▸ Do this
Copy the records below exactly, leaving out any pictures.
○ ○ ○ ○ ○ ○ ○
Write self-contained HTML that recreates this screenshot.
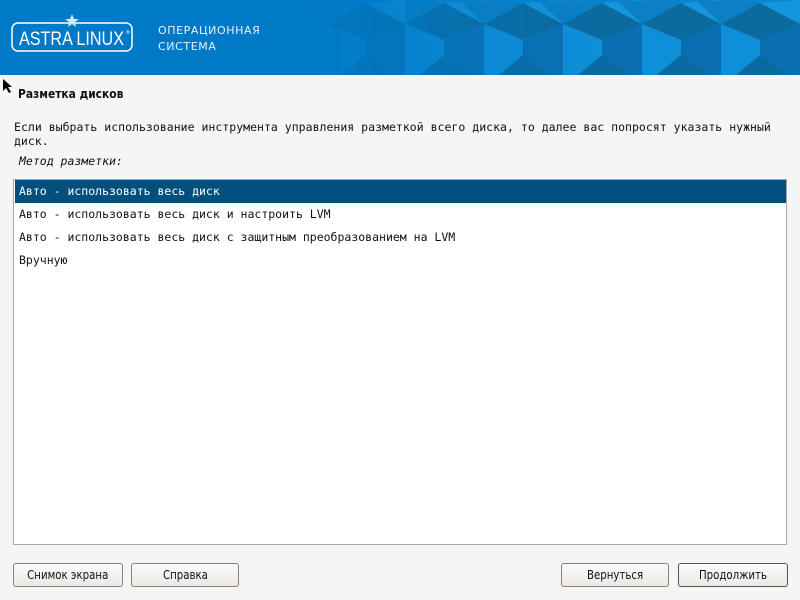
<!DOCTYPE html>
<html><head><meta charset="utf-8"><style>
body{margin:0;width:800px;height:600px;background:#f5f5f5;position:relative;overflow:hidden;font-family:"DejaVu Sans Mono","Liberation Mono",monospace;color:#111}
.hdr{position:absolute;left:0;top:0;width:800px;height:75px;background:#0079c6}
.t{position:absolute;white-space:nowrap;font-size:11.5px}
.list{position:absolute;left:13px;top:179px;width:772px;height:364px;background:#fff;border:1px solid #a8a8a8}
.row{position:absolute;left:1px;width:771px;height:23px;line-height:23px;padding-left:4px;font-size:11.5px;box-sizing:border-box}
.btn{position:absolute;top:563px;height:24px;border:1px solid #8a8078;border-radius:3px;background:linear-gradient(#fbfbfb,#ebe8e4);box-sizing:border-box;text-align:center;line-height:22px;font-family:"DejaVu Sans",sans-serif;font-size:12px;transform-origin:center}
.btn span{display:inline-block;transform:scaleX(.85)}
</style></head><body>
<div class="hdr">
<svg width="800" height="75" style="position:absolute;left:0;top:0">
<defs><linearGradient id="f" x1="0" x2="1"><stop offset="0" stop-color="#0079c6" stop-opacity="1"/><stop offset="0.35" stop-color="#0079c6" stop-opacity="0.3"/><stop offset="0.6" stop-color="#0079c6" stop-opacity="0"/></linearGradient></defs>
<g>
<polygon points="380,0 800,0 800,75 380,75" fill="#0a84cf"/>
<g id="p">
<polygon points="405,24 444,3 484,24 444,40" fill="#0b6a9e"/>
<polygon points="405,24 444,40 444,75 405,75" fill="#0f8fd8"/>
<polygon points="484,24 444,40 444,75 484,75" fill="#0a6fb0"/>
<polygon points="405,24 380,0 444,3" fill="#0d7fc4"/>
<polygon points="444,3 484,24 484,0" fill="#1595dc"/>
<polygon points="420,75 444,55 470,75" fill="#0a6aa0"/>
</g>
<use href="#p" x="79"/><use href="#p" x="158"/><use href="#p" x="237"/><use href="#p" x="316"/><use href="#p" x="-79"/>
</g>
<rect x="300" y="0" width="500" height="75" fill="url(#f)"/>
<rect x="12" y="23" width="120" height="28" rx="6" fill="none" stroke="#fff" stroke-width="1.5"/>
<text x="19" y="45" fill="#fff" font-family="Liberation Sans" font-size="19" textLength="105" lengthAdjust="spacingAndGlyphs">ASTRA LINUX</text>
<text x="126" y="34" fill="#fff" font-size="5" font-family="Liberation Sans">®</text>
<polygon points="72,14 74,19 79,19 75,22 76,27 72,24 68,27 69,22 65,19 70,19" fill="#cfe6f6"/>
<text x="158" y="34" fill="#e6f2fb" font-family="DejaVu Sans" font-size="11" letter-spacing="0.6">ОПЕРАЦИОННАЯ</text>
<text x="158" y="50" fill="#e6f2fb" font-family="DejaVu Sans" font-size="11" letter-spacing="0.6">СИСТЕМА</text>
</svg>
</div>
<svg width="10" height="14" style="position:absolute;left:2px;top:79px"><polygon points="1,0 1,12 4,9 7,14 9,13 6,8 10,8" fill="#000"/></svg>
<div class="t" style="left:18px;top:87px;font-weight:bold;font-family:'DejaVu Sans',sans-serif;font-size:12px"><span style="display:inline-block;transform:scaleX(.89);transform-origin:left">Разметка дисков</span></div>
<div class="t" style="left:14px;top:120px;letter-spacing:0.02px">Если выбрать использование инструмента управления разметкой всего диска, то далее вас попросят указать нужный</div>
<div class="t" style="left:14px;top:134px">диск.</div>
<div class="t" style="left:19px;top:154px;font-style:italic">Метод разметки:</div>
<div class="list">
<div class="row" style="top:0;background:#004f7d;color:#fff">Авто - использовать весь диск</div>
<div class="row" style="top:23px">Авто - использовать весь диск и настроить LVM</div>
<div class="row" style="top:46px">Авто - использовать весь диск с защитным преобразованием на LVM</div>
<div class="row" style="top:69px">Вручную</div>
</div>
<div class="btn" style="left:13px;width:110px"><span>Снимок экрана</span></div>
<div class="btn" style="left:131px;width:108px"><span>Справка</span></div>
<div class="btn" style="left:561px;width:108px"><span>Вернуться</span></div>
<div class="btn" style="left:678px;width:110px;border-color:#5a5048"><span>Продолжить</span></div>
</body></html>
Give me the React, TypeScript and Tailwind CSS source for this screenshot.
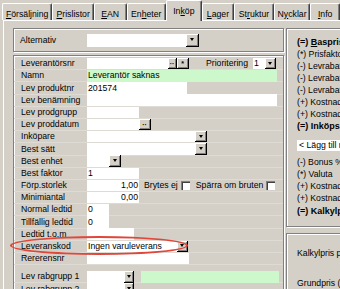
○ ○ ○ ○ ○ ○ ○
▸ Response to this task
Write self-contained HTML that recreates this screenshot.
<!DOCTYPE html>
<html><head><meta charset="utf-8"><style>
body{margin:0;width:800px;height:600px;background:#f5f5f5;position:relative;overflow:hidden;font-family:"DejaVu Sans Mono","Liberation Mono",monospace;color:#111}
.hdr{position:absolute;left:0;top:0;width:800px;height:75px;background:#0079c6}
.t{position:absolute;white-space:nowrap;font-size:11.5px}
.list{position:absolute;left:13px;top:179px;width:772px;height:364px;background:#fff;border:1px solid #a8a8a8}
.row{position:absolute;left:1px;width:771px;height:23px;line-height:23px;padding-left:4px;font-size:11.5px;box-sizing:border-box}
.btn{position:absolute;top:563px;height:24px;border:1px solid #8a8078;border-radius:3px;background:linear-gradient(#fbfbfb,#ebe8e4);box-sizing:border-box;text-align:center;line-height:22px;font-family:"DejaVu Sans",sans-serif;font-size:12px;transform-origin:center}
.btn span{display:inline-block;transform:scaleX(.85)}
</style></head><body>
<div class="hdr">
<svg width="800" height="75" style="position:absolute;left:0;top:0">
<defs><linearGradient id="f" x1="0" x2="1"><stop offset="0" stop-color="#0079c6" stop-opacity="1"/><stop offset="0.35" stop-color="#0079c6" stop-opacity="0.3"/><stop offset="0.6" stop-color="#0079c6" stop-opacity="0"/></linearGradient></defs>
<g>
<polygon points="380,0 800,0 800,75 380,75" fill="#0a84cf"/>
<g id="p">
<polygon points="405,24 444,3 484,24 444,40" fill="#0b6a9e"/>
<polygon points="405,24 444,40 444,75 405,75" fill="#0f8fd8"/>
<polygon points="484,24 444,40 444,75 484,75" fill="#0a6fb0"/>
<polygon points="405,24 380,0 444,3" fill="#0d7fc4"/>
<polygon points="444,3 484,24 484,0" fill="#1595dc"/>
<polygon points="420,75 444,55 470,75" fill="#0a6aa0"/>
</g>
<use href="#p" x="79"/><use href="#p" x="158"/><use href="#p" x="237"/><use href="#p" x="316"/><use href="#p" x="-79"/>
</g>
<rect x="300" y="0" width="500" height="75" fill="url(#f)"/>
<rect x="12" y="23" width="120" height="28" rx="6" fill="none" stroke="#fff" stroke-width="1.5"/>
<text x="19" y="45" fill="#fff" font-family="Liberation Sans" font-size="19" textLength="105" lengthAdjust="spacingAndGlyphs">ASTRA LINUX</text>
<text x="126" y="34" fill="#fff" font-size="5" font-family="Liberation Sans">®</text>
<polygon points="72,14 74,19 79,19 75,22 76,27 72,24 68,27 69,22 65,19 70,19" fill="#cfe6f6"/>
<text x="158" y="34" fill="#e6f2fb" font-family="DejaVu Sans" font-size="11" letter-spacing="0.6">ОПЕРАЦИОННАЯ</text>
<text x="158" y="50" fill="#e6f2fb" font-family="DejaVu Sans" font-size="11" letter-spacing="0.6">СИСТЕМА</text>
</svg>
</div>
<svg width="10" height="14" style="position:absolute;left:2px;top:79px"><polygon points="1,0 1,12 4,9 7,14 9,13 6,8 10,8" fill="#000"/></svg>
<div class="t" style="left:18px;top:87px;font-weight:bold;font-family:'DejaVu Sans',sans-serif;font-size:12px"><span style="display:inline-block;transform:scaleX(.89);transform-origin:left">Разметка дисков</span></div>
<div class="t" style="left:14px;top:120px;letter-spacing:0.02px">Если выбрать использование инструмента управления разметкой всего диска, то далее вас попросят указать нужный</div>
<div class="t" style="left:14px;top:134px">диск.</div>
<div class="t" style="left:19px;top:154px;font-style:italic">Метод разметки:</div>
<div class="list">
<div class="row" style="top:0;background:#004f7d;color:#fff">Авто - использовать весь диск</div>
<div class="row" style="top:23px">Авто - использовать весь диск и настроить LVM</div>
<div class="row" style="top:46px">Авто - использовать весь диск с защитным преобразованием на LVM</div>
<div class="row" style="top:69px">Вручную</div>
</div>
<div class="btn" style="left:13px;width:110px"><span>Снимок экрана</span></div>
<div class="btn" style="left:131px;width:108px"><span>Справка</span></div>
<div class="btn" style="left:561px;width:108px"><span>Вернуться</span></div>
<div class="btn" style="left:678px;width:110px;border-color:#5a5048"><span>Продолжить</span></div>
</body></html>
Give me the React, TypeScript and Tailwind CSS source for this screenshot.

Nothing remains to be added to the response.